Tracy Jones Jackson, Jones’s daughter, said her father was larger than life.

“He was my dad — He wasn’t a school resource officer,” Jackson said. “I understood that was his job, but he instantly became my dad even when I saw him on campus. So I didn’t have the school resource officer to go to.”

She still doesn’t understand how he was able to be present during all the important moments of her life, as well as everybody else’s.

“There was a lot of trust and genuine affection that was able to be built between my dad and all of the students in school,” she said.

Many in the school community have called for the presence of school resource officers like Jones, but have stressed the importance of creating strong guidelines for them.

“I think Officer Friendly really represents the incredible potential that exists with a role model in a school resource officer,” said Amie Carter, the superintendent of the Sonoma County Office of Education. “I’ve only had great experiences with school resource officers, and I find that they can really impact youth in a positive way.”

“I think that’s a healthy conversation for us to be continually reflective on,“ she added.

Carter said she urges districts seeking advice to create safeguards for the school and law enforcement relationship, spend time finding a way for it to work for everybody and let students have a voice in the decision.

Those who sang praises of “Officer Friendly,” acknowledged that not all people in law enforcement possess the traits needed to be around children and that there are instances when they did more harm than good.

“My heart is broken when I hear about children getting handcuffed at school or their opinions being shaped by these situations that are probably excessive in how they need to approach kids,” Jackson said.

Carolyn Jones said her husband was special in the way he knew how to talk to kids, coming from his own life experiences.

Growing up he had a rough life, Jones said. As a teenager, he was shot five times and his heart stopped on the operation table. An out-of-body experience led him to turn his outlook on life around and give back to the community.

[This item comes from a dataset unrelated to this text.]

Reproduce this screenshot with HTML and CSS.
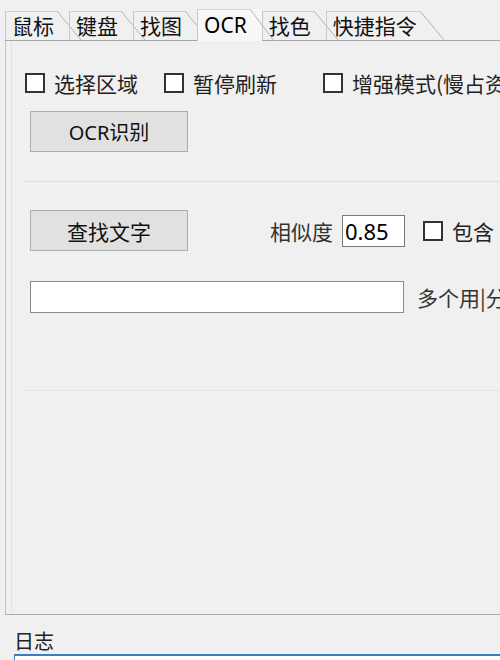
FILE: index.html
```html
<!DOCTYPE html>
<html lang="zh-CN">
<head>
  <meta charset="UTF-8" />
  <title>OCR</title>
  <link rel="stylesheet" href="styles.css">
</head>
<body>
  <div class="window">
    <div class="tabs">
      <div class="tab">鼠标</div>
      <div class="tab">键盘</div>
      <div class="tab">找图</div>
      <div class="tab active">OCR</div>
      <div class="tab">找色</div>
      <div class="tab">快捷指令</div>
    </div>

    <div class="panel">
      <div class="inner">
        <div class="check-row">
          <label class="check"><span class="box"></span>选择区域</label>
          <label class="check gap1"><span class="box"></span>暂停刷新</label>
          <label class="check gap2"><span class="box"></span>增强模式(慢占资源)</label>
        </div>

        <button class="btn btn-ocr">OCR识别</button>

        <div class="section">
          <div class="find-row">
            <button class="btn">查找文字</button>
            <span class="label sim">相似度</span>
            <input class="num" type="text" value="0.85">
            <label class="check contain"><span class="box"></span>包含</label>
          </div>
          <div class="entry-row">
            <input class="entry" type="text">
            <span class="label hint">多个用|分隔</span>
          </div>
        </div>
      </div>
    </div>

    <div class="log-title">日志</div>
    <div class="log"></div>
  </div>
</body>
</html>
```

FILE: styles.css
```css
body {
  margin: 0;
  background: #f0f0f0;
  font-family: "Noto Sans CJK SC", "Noto Sans", sans-serif;
  color: #222;
  overflow: hidden;
}

.window {
  width: 640px;
  height: 660px;
  padding-left: 5px;
  padding-top: 8px;
  box-sizing: border-box;
}

/* tab strip */
.tabs {
  display: flex;
  align-items: flex-end;
  height: 32px;
  border-bottom: 1px solid #a6a6a6;
}

.tab {
  position: relative;
  height: 29px;
  line-height: 29px;
  padding: 0 15px 0 6px;
  font-size: 21px;
  color: #111;
  border-left: 1px solid #c9c9c9;
  background: linear-gradient(#cdcdcd, #cdcdcd) top left / calc(100% - 12px) 1px no-repeat;
}

.tab::after {
  content: "";
  position: absolute;
  top: 0;
  left: calc(100% - 12px);
  width: 24px;
  height: 29px;
  background: linear-gradient(to top right, transparent calc(50% - 0.8px), #b4b4b4 50%, transparent calc(50% + 0.8px));
}

.tab.active {
  height: 32px;
  line-height: 33px;
  margin-bottom: -1px;
  z-index: 2;
  font-family: "Noto Sans", sans-serif;
  color: #000;
  background: linear-gradient(#d6d6d6, #d6d6d6) top left / calc(100% - 12px) 1px no-repeat, #f7f7f7;
}

.tab.active::after {
  height: 32px;
}

/* page frame */
.panel {
  height: 573px;
  border-left: 1px solid #c4c4c4;
  border-bottom: 1px solid #acacac;
}

.inner {
  height: 100%;
  margin-left: 5px;
  border-left: 1px solid #e2e2e2;
  padding: 30px 0 0 13px;
  box-sizing: border-box;
}

.check-row {
  display: flex;
  align-items: center;
  height: 24px;
}

.check {
  display: flex;
  align-items: center;
  font-size: 21px;
  white-space: nowrap;
  color: #222;
}

.box {
  width: 16px;
  height: 16px;
  border: 2px solid #333;
  background: #fff;
  margin-right: 9px;
}

.gap1 { margin-left: 26px; }
.gap2 { margin-left: 46px; }

.btn {
  display: block;
  width: 158px;
  height: 41px;
  margin-left: 5px;
  background: #e1e1e1;
  border: 1px solid #adadad;
  font-family: "Noto Sans", "Noto Sans CJK SC", sans-serif;
  font-size: 20px;
  color: #111;
  padding: 0;
}

.btn-ocr {
  margin-top: 16px;
}

.section {
  margin-top: 29px;
  margin-left: -1px;
  height: 210px;
  border-top: 1px solid #dedede;
  border-bottom: 1px solid #e4e4e4;
  padding-top: 28px;
  box-sizing: border-box;
}

.find-row {
  display: flex;
  align-items: center;
  height: 41px;
  padding-left: 1px;
}

.find-row .btn {
  margin-left: 5px;
  font-size: 21px;
}

.label {
  font-size: 21px;
  color: #333;
  white-space: nowrap;
}

.sim {
  margin-left: 82px;
}

.num {
  width: 63px;
  height: 32px;
  box-sizing: border-box;
  margin-left: 9px;
  border: 1px solid #7a7a7a;
  background: #fff;
  font-family: "Noto Sans", sans-serif;
  font-size: 22px;
  padding: 0 2px;
  color: #000;
}

.contain {
  margin-left: 18px;
}

.entry-row {
  display: flex;
  align-items: center;
  margin-top: 30px;
  padding-left: 6px;
}

.entry {
  width: 374px;
  height: 32px;
  box-sizing: border-box;
  border: 1px solid #8a8a8a;
  background: #fff;
}

.hint {
  margin-left: 13px;
}

.log-title {
  font-size: 20px;
  color: #222;
  margin: 12px 0 0 9px;
  height: 27px;
  line-height: 27px;
}

.log {
  margin-left: 9px;
  height: 40px;
  border-top: 2px solid #3a7dc2;
  border-left: 1px solid #3a7dc2;
  background: #fff;
}
```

“He would tell kids ‘I’ve been there, I’ve made the silly mistakes that you have,’ so he wouldn’t talk authoritatively down to them,” Jones said.

“I think there’s just a unique ability,” his daughter Jackson said. “I don’t think that’s like an assignment ― It’s a calling. There’s a difference between the two and you have to really be called in order to be able to really relate to students and children and their issues.”

Jackson said the fact that the school returns on the same day as her dad’s birthday feels special. “The whole thing is just truly ironic,” she said.

When he turned 40 years old, she drew him a card joking that it’s all downhill from now.

“He just laughed,” she said. “I mean, a big belly laugh. He’s like, ‘you just wait to until you turn 40.’ ”

It continued to be a joke between the two, but unfortunately her father passed when Jackson was 39.

A year later, she found out that her father had saved the card she had given him and was planning to give it back to her that year. It was the same week they renamed the school after him.

The symbolic dates and coincidences throughout the years, including Wednesday’s “feel like they’re just my little love notes back from my dad.”

“I just really appreciate the fact that his memory lives on,” she said. “I just feel so blessed and fortunate that other people get to understand who he was to the community because he really, really loved the community. I wish he were alive to see all this and to have known that he was being honored in this way.”